Public libraries are among the last public spaces that are safe and open to all. They are a safe haven for people who are homeless or battling addictions or mental health challenges. Library workers interact with marginalized and vulnerable populations daily and are often called upon to perform duties more commonly associated with social work – but with little or no training in skills such as conflict resolution. Sometimes situations escalate, and workers are subjected to physical or verbal violence and harassment. Library workers are especially at risk when working alone.

Library workers are at risk of back injuries and repetitive strain injuries from lifting heavy books, boxes and bags. Libraries are often housed in old or under-maintained buildings. Indoor air quality and ventilation issues are common, including mold, asbestos and off-gassing from decomposing film and microfilm.

Staffless libraries

The staffless library model poses additional threats. It’s already been introduced in parts of Europe, and now the cost-cutting measure has spread to Canadian cities, including Toronto, Hamilton and Calgary. A staffless library is just that – a library with no on-site staff during extended hours. Staffless libraries are monitored by video surveillance, which raises the alarm about public safety – slashed security budgets and staffing levels have led to an increase in violent incidents in Toronto’s public libraries.

Privatization and restructuring

Privatization affects libraries in various ways. A common threat is contracting out of bibliographical services such as ordering, processing, cataloguing material and technology.

The move to self-service checkout and book returns is also common, leading to fewer staff positions and a decrease in the valued frontline service culture. Further hurting quality frontline service, private contractors tend to cut corners, lay off or hire fewer staff, and try to cut wages and benefits.

Public-private partnerships (P3s) are a recent threat. The City of Ottawa considered a P3 for the development of the Ottawa Public Library’s new main branch. CUPE 503, which represents library workers at the Ottawa Public Library, campaigned with activists and community groups to publicly oppose any P3 development.

The City eventually abandoned the P3 proposal in favour of a plan to house the new public library and Library and Archives Canada in a new development close to the city centre. The “super library” as it’s known is scheduled to open to the public in 2024.

Services for Indigenous communities

Public library services are poor or completely lacking in small, rural, and remote Indigenous communities. Many communities have no access to properly funded public libraries, especially those on reserves or in remote regions. There’s a lack of materials produced and published in Indigenous languages which contributes to an overall lack of resources. Advocacy groups have called on governments to provide more funding.

Technological change

Radio Frequency Identification (RFID) is an electronic chip that replaces traditional barcodes. It is used to identify and track books, DVDs, CDs and other library materials. RFID is a threat to library workers’ job security because it allows patrons to check materials in and out of the library without staff assistance.

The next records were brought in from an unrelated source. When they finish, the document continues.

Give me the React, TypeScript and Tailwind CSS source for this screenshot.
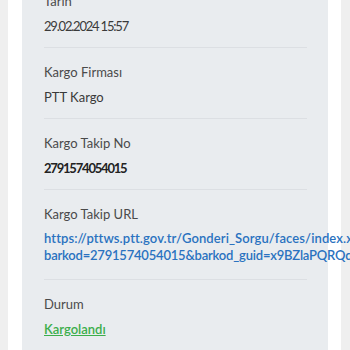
export default function App() {
  const rows = [
    { label: "Tarih", value: "29.02.2024 15:57", kind: "date" },
    { label: "Kargo Firması", value: "PTT Kargo", kind: "text" },
    { label: "Kargo Takip No", value: "2791574054015", kind: "bold" },
    { label: "Kargo Takip URL", value: "", kind: "url" },
    { label: "Durum", value: "Kargolandı", kind: "status" },
  ];

  return (
    <div className="h-[350px] w-[350px] overflow-hidden bg-[#efefef] pl-[8px] font-['Lato',sans-serif]">
      <div className="h-full w-[333px] bg-white px-[14px]">
        <div className="flex h-full w-[306px] flex-col bg-[#e9ecef] pl-[22px] pr-[21px]">
          <div className="-mt-[23px]">
            {rows.map((r, i) => (
              <div key={i} className="border-b border-[#dcdfe3]">
                {r.kind === "url" ? (
                  <div className="pt-[14px] pb-[15px]">
                    <div className="mb-[6px] text-[13px] leading-[20px] text-[#4a4a4a]">{r.label}</div>
                    <a className="block w-[330px] text-[13px] leading-[17px] font-semibold tracking-[0.1px] text-[#2a72c0]">
                      https://pttws.ptt.gov.tr/Gonderi_Sorgu/faces/index.xhtml?
                      <br />
                      <span className="tracking-[-0.2px]">barkod=2791574054015&amp;barkod_guid=x9BZlaPQRQq1gZ</span>
                    </a>
                  </div>
                ) : (
                  <div className="pt-[14px] pb-[11px]">
                    <div className="mb-[5px] text-[13px] leading-[20px] text-[#4a4a4a]">{r.label}</div>
                    {r.kind === "status" ? (
                      <div className="text-[13px] leading-[20px]">
                        <a className="font-semibold text-[#3cae4c] underline">{r.value}</a>
                      </div>
                    ) : r.kind === "bold" ? (
                      <div className="text-[13px] leading-[20px] font-bold tracking-[-1.2px] text-[#222]">{r.value}</div>
                    ) : r.kind === "date" ? (
                      <div className="text-[13px] leading-[20px] tracking-[-1.2px] text-[#3a3a3a]">{r.value}</div>
                    ) : (
                      <div className="text-[13px] leading-[20px] text-[#3a3a3a]">{r.value}</div>
                    )}
                  </div>
                )}
              </div>
            ))}
          </div>
        </div>
      </div>
    </div>
  );
}
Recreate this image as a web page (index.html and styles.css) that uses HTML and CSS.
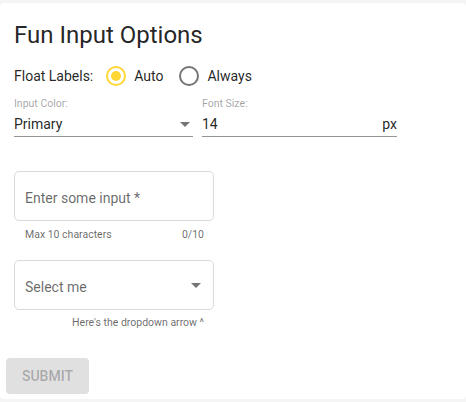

Initially praised as a tool to help staff, RFID is increasingly used by management to cut positions. RFID technology is in use in libraries across Canada including the North Vancouver District Public Library, Ottawa Public Library and the Halifax Public Library.


Most library locals bargain directly with their employer. In some areas, lead local or limited coordinated bargaining is part of an overall bargaining strategy. Negotiated annual wage increases continue to be small in the library sector, at two per cent or less.

Precarious employment in the library sector is a major challenge for union bargaining teams. Local 4948, Toronto Public Library Workers’ Union, has bargained modest improvements to address precarity; more than half of Toronto library jobs are considered precarious.

In Mississauga, Ontario, the 390 members of CUPE 1989 went on strike for three weeks to make improvements for part-time workers, who make up more than half the workforce. The deal also cemented a wage hike for pages from near-minimum wage to $15 per hour.

In BC, Grand Forks Public Library workers, members of CUPE 2254, bargained the elimination of a lower hourly wage for new hires.

Employers’ demands to cut sick leave is another recent bargaining trend. The almost 60 members of CUPE 2974 in Essex County, Ontario went on strike over the employer’s demands to cut sick time in half. The strike lasted 14 weeks and closed several branches.

Workers in public library boards are already the least likely to be paid for sick days. The CUPE National Library Workers’ Survey on Precarious Employment found that 64 per cent of public library workers have access to paid sick days compared to the 80 per cent of library workers employed in municipal, school board and university libraries.

Finally, library workers and their local unions are taking on the battle to maintain and improve pensions. Carleton University workers in Ottawa, members of CUPE 2424, went on strike for four weeks to secure a deal that guaranteed a defined benefit pension plan and prevented the university from making unilateral changes to the plan.


New pension information for CUPE members working in stand-alone public libraries shows that about 92 per cent of these members can participate in a registered pension plan. Defined benefit plans are the most common type of pension.

Most part-time and casual workers are excluded from workplace pension plans, or are required to meet high standards to be eligible. This hits workers at smaller library boards, mostly staffed by part-time workers, especially hard.


CUPE has engaged with allies in creative ways to promote and protect libraries. In Newfoundland and Labrador, CUPE participated in a pilot project on early literacy facilitation with the government and community partners. CUPE 2329 members facilitated the 12-session program.

In Toronto, CUPE 4948 does a tremendous amount of community outreach on the city budget. Every year the local uses Word on the Street, a national book and literacy fair, to connect with the 250,000 attendees about its campaign against budget cuts. The local’s “librarian glasses” photo booth is incredibly popular.

CUPE members and staff participate in a variety of annual library conferences across the country, including the B.C. Library Association, Ontario Library Association, Atlantic Provinces Library Association and the Canadian Federation of Library Associations, to name a few.